Boost In Vaccine Doses Planned For Poor As Virus Rages On
Up to 100 million additional doses of any eventual Covid-19 vaccines will be secured for delivery to poorer countries in 2021, health groups announced Tuesday, as the virus showed no sign of receding after claiming more than one million lives around the world.
The announcement doubles the number of doses already secured from the Serum Institute of India by the Gavi vaccine alliance and the Bill & Melinda Gates Foundation, following an initial agreement last month.
The public-private health partnership stressed that the eventual total is "potentially several times" greater, and said the price would be capped at $3 per dose.
"No country, rich or poor, should be left at the back of the queue when it comes to Covid-19 vaccines; this collaboration brings us another step closer to achieving this goal," Gavi chief Seth Berkley said.

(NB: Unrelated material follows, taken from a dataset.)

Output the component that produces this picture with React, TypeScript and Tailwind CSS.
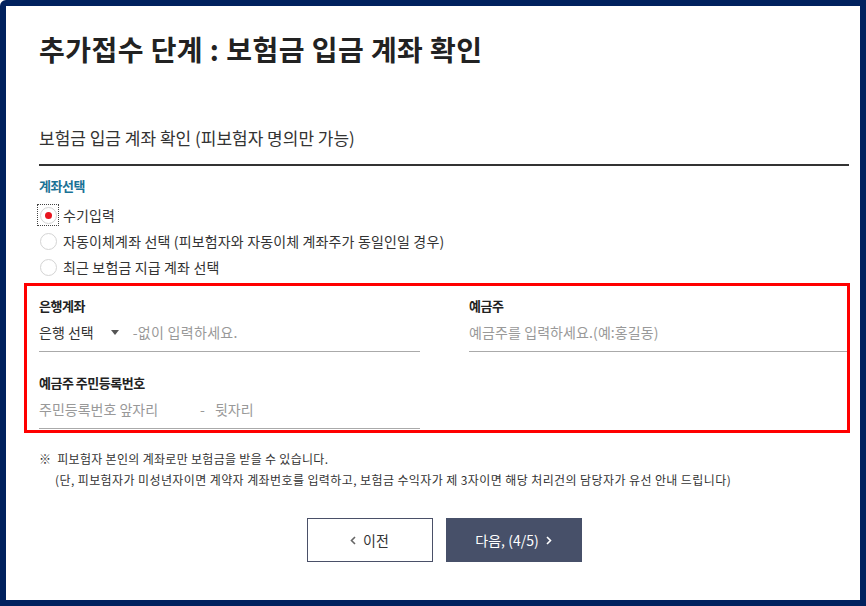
import React from "react";

const font = "font-['Noto_Sans_CJK_KR','Noto_Sans',sans-serif]";

function Radio({ checked, focused, label }: { checked?: boolean; focused?: boolean; label: string }) {
  return (
    <div className="flex h-[26px] items-center">
      <div className="relative flex h-[18px] w-[18px] items-center justify-center">
        {focused && (
          <div className="absolute -inset-[2px] border border-dotted border-[#444]" />
        )}
        <div className="flex h-[17px] w-[17px] items-center justify-center rounded-full border border-[#d4d4d4] bg-white">
          {checked && <div className="h-[7px] w-[7px] rounded-full bg-[#e8141e]" />}
        </div>
      </div>
      <span className="ml-[6px] text-[14px] leading-[20px] tracking-[0.15px] text-[#333]">{label}</span>
    </div>
  );
}

export default function App() {
  return (
    <div
      className={`${font} box-border h-[606px] w-[866px] rounded-tl-[6px] border-[6px] border-[#00215e] bg-white pl-[33px] pr-[11px] pt-[25px]`}
    >
      <h1 className="h-[36px] text-[28px] font-bold leading-[36px] tracking-[0.45px] text-[#222]">
        추가접수 단계 : 보험금 입금 계좌 확인
      </h1>

      <div className="mt-[59px] border-b-2 border-[#333] pb-[14px]">
        <div className="text-[17px] leading-[24px] text-[#333]">
          보험금 입금 계좌 확인 (피보험자 명의만 가능)
        </div>
      </div>

      <div className="mt-[10px] text-[13px] font-bold leading-[20px] tracking-[-0.5px] text-[#1a7296]">
        계좌선택
      </div>

      <div className="mt-[6px] flex flex-col">
        <Radio checked focused label="수기입력" />
        <Radio label="자동이체계좌 선택 (피보험자와 자동이체 계좌주가 동일인일 경우)" />
        <Radio label="최근 보험금 지급 계좌 선택" />
      </div>

      <div className="ml-[-15px] mt-[3px] box-border h-[150px] w-[826px] overflow-hidden border-[3px] border-[#ff0000] pl-[12px] pt-[10px]">
        <div className="grid grid-cols-[381px_378px] gap-x-[49px]">
          <div>
            <div className="text-[13px] font-bold leading-[20px] tracking-[-0.5px] text-[#222]">은행계좌</div>
            <div className="flex h-[36px] items-center border-b border-[#aaa] pb-[3px] text-[14px]">
              <span className="text-[#333]">은행 선택</span>
              <svg width="8" height="5" viewBox="0 0 8 5" className="ml-[17px]">
                <path d="M0 0 H8 L4 5 Z" fill="#555" />
              </svg>
              <span className="ml-[14px] tracking-[0.3px] text-[#999]">-없이 입력하세요.</span>
            </div>
          </div>
          <div>
            <div className="text-[13px] font-bold leading-[20px] tracking-[-0.5px] text-[#222]">예금주</div>
            <div className="flex h-[36px] items-center border-b border-[#aaa] pb-[3px] text-[14px] tracking-[0.1px] text-[#999]">
              예금주를 입력하세요.(예:홍길동)
            </div>
          </div>
          <div className="mt-[21px]">
            <div className="text-[13px] font-bold leading-[20px] tracking-[-0.5px] text-[#222]">예금주 주민등록번호</div>
            <div className="flex h-[36px] items-center border-b border-[#aaa] pb-[2px] text-[14px] text-[#999]">
              <span>주민등록번호 앞자리</span>
              <span className="ml-[42px]">-</span>
              <span className="ml-[10px]">뒷자리</span>
            </div>
          </div>
        </div>
      </div>

      <div className="mt-[15px] text-[12px] leading-[21px] tracking-[0.3px] text-[#333]">
        <div>※&nbsp;&nbsp;피보험자 본인의 계좌로만 보험금을 받을 수 있습니다.</div>
        <div className="pl-[16px] tracking-[0.4px]">
          (단, 피보험자가 미성년자이면 계약자 계좌번호를 입력하고, 보험금 수익자가 제 3자이면 해당 처리건의 담당자가 유선 안내 드립니다)
        </div>
      </div>

      <div className="mt-[28px] flex justify-center gap-[13px]">
        <button className="flex h-[44px] w-[126px] items-center justify-center border border-[#4a5068] bg-white text-[14px] text-[#333]">
          <svg width="6" height="9" viewBox="0 0 6 9" className="mr-[7px]">
            <path d="M5 1 L1.5 4.5 L5 8" stroke="#666" strokeWidth="1.6" fill="none" />
          </svg>
          이전
        </button>
        <button className="flex h-[44px] w-[136px] items-center justify-center bg-[#475069] text-[14px] text-white">
          다음, (4/5)
          <svg width="6" height="9" viewBox="0 0 6 9" className="ml-[7px]">
            <path d="M1 1 L4.5 4.5 L1 8" stroke="#fff" strokeWidth="1.6" fill="none" />
          </svg>
        </button>
      </div>
    </div>
  );
}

As nine vaccine candidates are in last-stage trials, the World Bank said Tuesday it had asked its board of directors to approve $12 billion to help poor countries purchase and distribute vaccines.
A World Bank spokesman said that "the global economy will not recover fully until people feel they can live, socialize, work and travel with confidence."
As humanity struggles against Covid-19, the World Health Organization said this week that some 120 million rapid tests will soon be made available to low- and middle-income countries if funding can be secured.
The kits -- faster, cheaper and easier to administer than standard polymerase chain reaction (PCR) swab tests, but also less reliable -- will be rolled out across 133 countries in the next six months.
UN Secretary-General Antonio Guterres on Tuesday said that "responsible leadership matters" in steering the world through the pandemic.
"Science matters. Cooperation matters -- and misinformation kills," he warned, urging people to respect familiar infection control measures like hand-washing, distancing and mask-wearing.
Case numbers are climbing rapidly in Europe, where governments are clamping down on movement in an attempt to curb the surge.
Germany introduced new limits on the number of people who can attend private events, after Spain, France, Britain and Northern Ireland all imposed fresh restrictions.
German Chancellor Angela Merkel said "a reaction is necessary" after recent outbreaks were frequently traced to weddings and other gatherings.
In Britain, Prime Minister Boris Johnson appeared to share general confusion about his government's measures, apologising after wrongly saying that rules limiting gatherings in northeast England to no more than six people did not apply outdoors.
The Czech Republic and Slovakia said they were preparing to declare a state of emergency.
In Israel, which has the world's highest infection rate per capita, Health Minister Yuli Edelstein said Tuesday that there was "no way" the country's second nationwide coronavirus lockdown would be lifted after three weeks as originally planned.
Across the Atlantic, former coronavirus hotspot New York's rate of positive tests surged to more than three percent from below two in just 24 hours, authorities said, adding that Orthodox Jewish communities have faced a particularly sharp increase.
The figures were a "real cause for concern," Mayor Bill de Blasio told reporters as he introduced fines for those not wearing masks in public.
More than one in ten of the 203,107 people who have so far died of coronavirus in the US were New Yorkers.
US President Donald Trump and Democratic challenger Joe Biden were gearing up for their first televised election debate, with the country's troubled response to the virus likely to be a battleground.
Hours before the debate, the economic impact of the virus was highlighted by Disney saying it will cut 28,000 jobs from its US theme parks division.
Worldwide the virus has now infected almost 33.5 million people and killed over a million, according to an AFP tally compiled from official sources.
Mid-September saw a record rise in cases in most regions and the WHO has warned that virus deaths could even double to two million.
The country's lead pandemic agency said Tuesday that as many as 60 million of India's 1.3 billion population could already have been infected, based on a study of blood antibodies.